SCHLEGEL: However, many Great Plains ranchers are much less open-minded about the Poppers' idea.

STULP: I think it would be virtually impossible and ridiculous to try to put this back into a Buffalo Commons.

SCHLEGEL: John Stulp raises cattle and feed grain on the eastern plains of Colorado, near Lamar. He's disturbed by the "Buffalo Commons" concept, and resentful of what he calls Eastern academics who presume to understand the workings of Plains agriculture. Stulp says the Poppers are ignoring the fact that despite years of drought, many people are still prospering in the area.

STULP: It offers a lot of opportunities for a lot of people and to think that it would be ecologically the thing to do is beyond my imagination, and I think they have a very active imagination to even propose the idea.

SCHLEGEL: Stulp and other Plains ranchers say the Poppers have a fundamental misunderstanding of what it is that's pushing people off their land. What the region's ranchers and farmers need, many say, are better prices on world markets, more Federal subsidies, and help developing new technologies for irrigation and soil conservation to make Plains agriculture work better. However, the Poppers contend that sooner or later, many Plains residents will have to face reality. Geologist Deborah Popper.

D. POPPER: Some places they've been able to make adaptations, which make the farming much more workable, but in other places it is unsustainable, or it is unsustainable unless we come up with some new brilliant idea.

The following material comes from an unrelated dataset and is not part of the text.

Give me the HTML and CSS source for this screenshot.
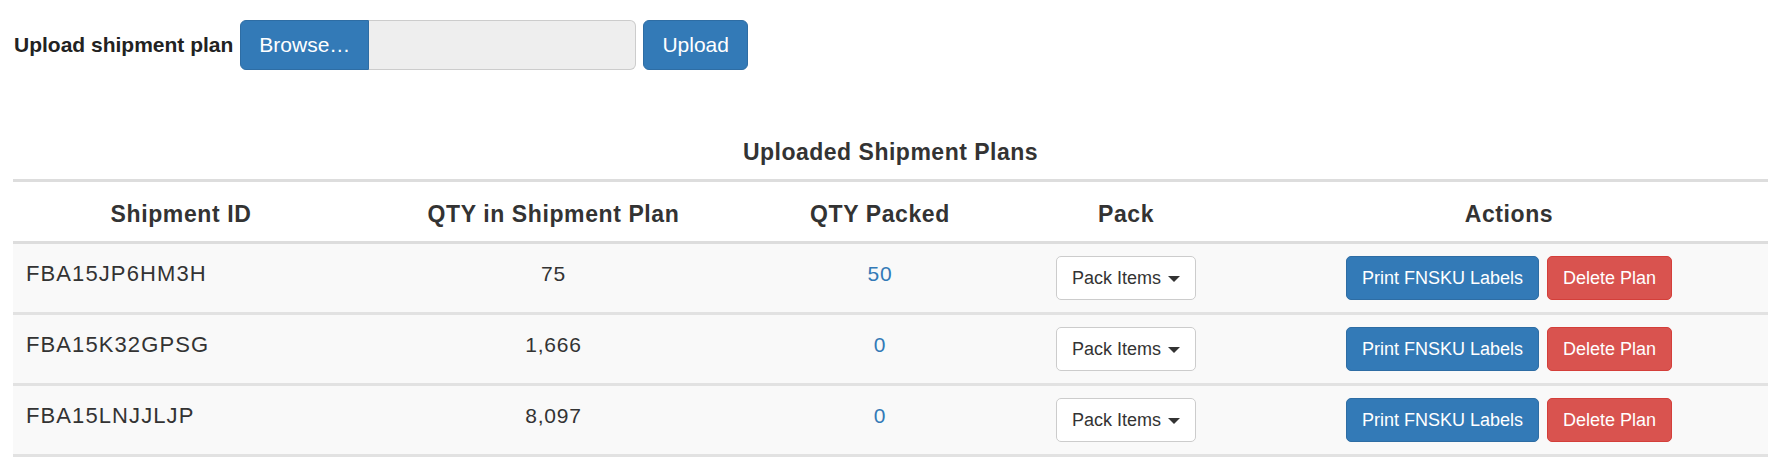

SCHLEGEL: Despite the anger their Buffalo Commons idea is stirring, the Poppers hope they're encouraging useful debate about the future of the Great Plains. And they say the dialogue they've engaged in as they've traveled the area speaking and writing has helped them sharpen their proposal, and helped soften some of the reaction to it. However, so far no one's taking steps to make the Buffalo Commons a reality. For Living on Earth, I'm Scott Schlegel.